721 Exchange: In a 721 Exchange, the seller of the property contributes their interest in real estate to the operating partnership in exchange for units instead of cash.  As you know, under a normal sale transaction, the seller gets cash at closing. In a 721 contribution, the seller will receive shares of OP units (operating partnership) in the UPREIT vehicle.  The seller receives many of the tax benefits (and others) associated with the 1031 exchange.

Operating Partnership ‘OP’ Units: These are limited partner shares in a in a company that are convertible to REIT (common) shares. OP units have similar economic characteristics to REIT shares in that they can be recipients of dividends. These units can only be converted into shares of the REIT; they cannot be exchanged into an equity interest in an individual property.

The contribution of the property in exchange for OP units is not a taxable event. The seller of the property (recipient of the OP units) can defer taxes until he wishes to convert those units into REIT shares. The exchange is considered a tax free event under section 721 of the Internal Revenue Code. Therefore, as long a the seller holds the OP Units the gains from the transaction will continue to be deferred.

There are a number of benefits to sellers and buyers. I’ll highlight the primary benefits below.

Benefits to Seller

  • Tax Deferral: By contributing the asset in exchange for OP units, you defer taxes because you do not have to pay capital gains at the time of transfer.  By deferring taxes, sellers are able to invest 100% of the gains on sale to purchase shares in the REIT.
  • Tax Planning Flexibility: Heirs will receive the asset with a step up in basis; therefore, they won’t have a taxable gain on the exchange for shares.
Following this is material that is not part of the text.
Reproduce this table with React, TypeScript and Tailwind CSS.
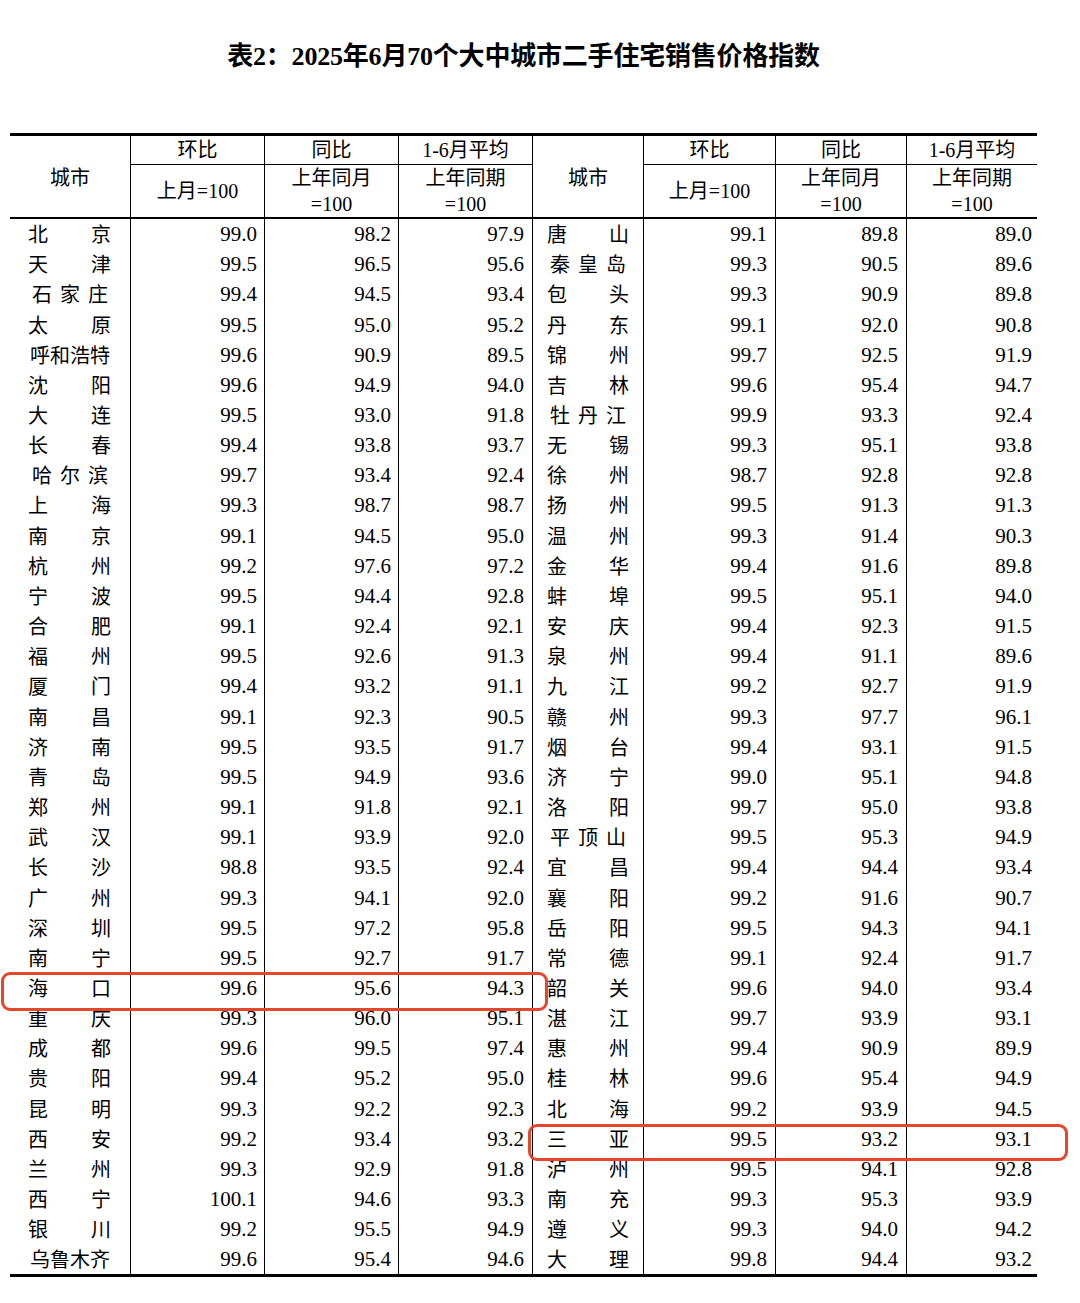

Note that heirs will receive the OP units at current market value at the time of death.
  • Estate Planning and Flexibility: Physical real estate can be difficult to sell and can lead to conflicts in the division of assets. The UPREIT resolves these challenges by allowing shares to be split up. The shares are much more liquid than the real property. The investor contributing the property determines when they wish to exchange OP shares for REIT shares. Therefore, this structure allows for much more flexibility. Note that when OP units are converted into REIT shares, capital gains tax will be incurred.
  • Regular Distributions: Because their investment will be exchanged into a REIT, they can generally expect to receive quarterly or monthly distributions.
  • Diversification:  REITs have many assets that are different in terms of product type, geography, tenants, etc.; therefore, the investment becomes much more diverse than owning just one asset.
  • Reduced Responsibilities: The seller no longer has to manage the property as it is managed by the REIT. The seller can now benefit from the passive income associated with being a REIT shareholder.

Additional Tax Considerations

One caveat associated with the 721 exchange is that the seller will defer taxes until they are converted to REIT shares or when the REIT sells the property. 

The benefits to sellers is quite significant. Again, the use of the UPREIT structure is typically tax driven.  Its primary objective is to allow owners of real estate assets to transfer their assets into a vehicle without triggering a tax.  The increased liquidity is also a primary driver.

Benefits to Buyer (UPREIT)

721 Exchanges can be a powerful tool for managers of a REIT as well. The primary benefit is its use as a business development tool. More specifically:

  • Property contributions equate bringing capital into the fund. The buyers purchase the assets and are effectively bringing equity into the fund and growing NAV.
  • The tax benefits create incentives for sellers to sell, rather than hold on to the property.  In other words, it creates acquisition opportunities that otherwise wouldn’t be available.

Owners & Developers

Owners and Developers can use the UPREIT to sell in a strong market and obtain attractive pricing. If they don’t have a project to match the proceeds with (deploy the funds into to avoid the taxes), they can use the UPREIT to defer the taxes and avoid paying them during the time in between selling an asset and redeploying the proceeds into new development or investment opportunities.


Brokers can use the UPREIT to help facilitate transactions. Oftentimes, brokers have a hard time convincing investors to sell because the investors don’t know where they will reinvest the capital.  The don’t know they will be able to identify a replacement within 45 days under 1031 guidelines.  An UPREIT solves the issue because the capital will be reinvested into a REIT. In addition to the benefits mentioned above, there is certainty of execution and no risk associated with finding a replacement asset.


UPREITs are most attractive to owners of real estate who are looking to dispose of their real estate and defer capital gains. Unlike a 1031 exchange, in a 721 exchange sellers receive shares of a REIT which comes with many benefits including: tax deferral, increased liquidity, tax planning flexibility, diversification, estate planning flexibility, and regular distributions.

This article isn’t meant to provide all the details one needs to know in order to effectuate a 721 Exchange. It’s very complicated and one needs to be advised by competent advisors who specialize in these types of transactions.

The purpose of this article is to make you aware of a less well known, yet very powerful, way to defer capital gains tax. This structure provides an opportunity for owners of real estate to get out of direct ownership by converting their interest into shares of a REIT. It also allows the mangers of a REIT the ability to grow their AUM through these contributions.